-- start of Dataset --

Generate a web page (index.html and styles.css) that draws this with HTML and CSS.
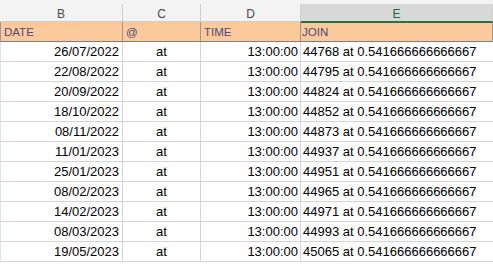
FILE: index.html
```html
<!DOCTYPE html>
<html lang="en">

<head>
  <meta charset="UTF-8" />
  <meta name="viewport" content="width=device-width, initial-scale=1.0" />
  <link rel="stylesheet" href="styles.css">
  <title>Sheet</title>
</head>

<body>
  <div class="top-strip"></div>
  <div class="sheet">
    <div class="col-head">B</div>
    <div class="col-head">C</div>
    <div class="col-head">D</div>
    <div class="col-head selected">E</div>

    <div class="cell head">DATE</div>
    <div class="cell head">@</div>
    <div class="cell head">TIME</div>
    <div class="cell head selected">JOIN</div>

    <div class="cell date">26/07/2022</div><div class="cell at">at</div><div class="cell time">13:00:00</div><div class="cell join">44768 at 0.541666666666667</div>
    <div class="cell date">22/08/2022</div><div class="cell at">at</div><div class="cell time">13:00:00</div><div class="cell join">44795 at 0.541666666666667</div>
    <div class="cell date">20/09/2022</div><div class="cell at">at</div><div class="cell time">13:00:00</div><div class="cell join">44824 at 0.541666666666667</div>
    <div class="cell date">18/10/2022</div><div class="cell at">at</div><div class="cell time">13:00:00</div><div class="cell join">44852 at 0.541666666666667</div>
    <div class="cell date">08/11/2022</div><div class="cell at">at</div><div class="cell time">13:00:00</div><div class="cell join">44873 at 0.541666666666667</div>
    <div class="cell date">11/01/2023</div><div class="cell at">at</div><div class="cell time">13:00:00</div><div class="cell join">44937 at 0.541666666666667</div>
    <div class="cell date">25/01/2023</div><div class="cell at">at</div><div class="cell time">13:00:00</div><div class="cell join">44951 at 0.541666666666667</div>
    <div class="cell date">08/02/2023</div><div class="cell at">at</div><div class="cell time">13:00:00</div><div class="cell join">44965 at 0.541666666666667</div>
    <div class="cell date">14/02/2023</div><div class="cell at">at</div><div class="cell time">13:00:00</div><div class="cell join">44971 at 0.541666666666667</div>
    <div class="cell date">08/03/2023</div><div class="cell at">at</div><div class="cell time">13:00:00</div><div class="cell join">44993 at 0.541666666666667</div>
    <div class="cell date">19/05/2023</div><div class="cell at">at</div><div class="cell time">13:00:00</div><div class="cell join">45065 at 0.541666666666667</div>
  </div>
</body>

</html>
```

FILE: styles.css
```css
* {
  box-sizing: border-box;
  padding: 0;
  margin: 0;
}

html,
body {
  overflow: hidden;
}

body {
  background-color: #ffffff;
  font-family: "Liberation Sans", Arial, sans-serif;
  color: #000000;
  width: 493px;
  height: 264px;
}

.top-strip {
  height: 4px;
  background-color: #f3f3f3;
}

.sheet {
  display: grid;
  grid-template-columns: 123px 78px 100px 1fr;
  grid-template-rows: 18px 20px;
  grid-auto-rows: 20px;
}

.col-head {
  background-color: #f3f3f3;
  color: #4a4a4a;
  font-size: 12px;
  line-height: 17px;
  padding-top: 2px;
  text-align: center;
  border-right: 1px solid #d0d0d0;
  border-bottom: 1px solid #cfcfcf;
}

.col-head.selected {
  background-color: #d8d8d8;
  color: #1d6b3f;
  border-bottom: 1px solid #217346;
}

.cell {
  border-right: 1px solid #d4d4d4;
  border-bottom: 1px solid #d4d4d4;
  font-size: 13px;
  line-height: 19px;
  white-space: nowrap;
  overflow: hidden;
}

.cell:nth-child(4n + 1) {
  border-left: 1px solid #dbe4f3;
}

.head {
  background-color: #fcca9a;
  color: #50487a;
  font-size: 11.5px;
  line-height: 20px;
  padding-left: 3px;
  border-right-color: #9c9894;
  border-bottom-color: #808080;
}

.cell.head:nth-child(4n + 1) {
  border-left-color: #9a9a9a;
}

.head.selected {
  border-top: 1px solid #217346;
  line-height: 19px;
  padding-left: 1px;
}

.date {
  text-align: right;
  padding-right: 3px;
}

.at {
  text-align: center;
}

.time {
  text-align: right;
  padding-right: 2px;
}

.join {
  padding-left: 2px;
  border-right: none;
}
```
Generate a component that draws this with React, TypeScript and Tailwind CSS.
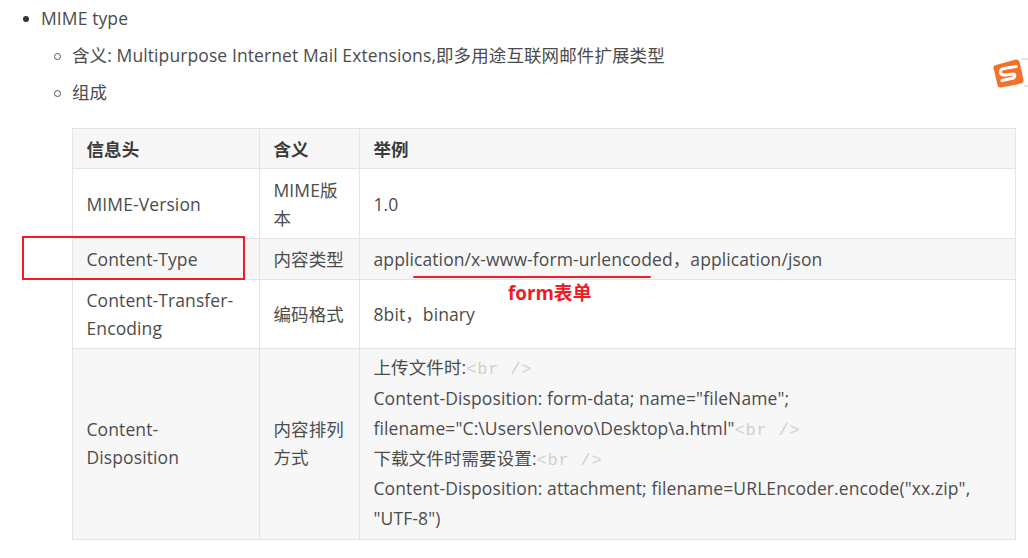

-- end of Dataset --

▶ **Do this**: List each line of the entries that holds the string "draws".

▶ **Task solution**:
Generate a web page (index.html and styles.css) that draws this with HTML and CSS.
Generate a component that draws this with React, TypeScript and Tailwind CSS.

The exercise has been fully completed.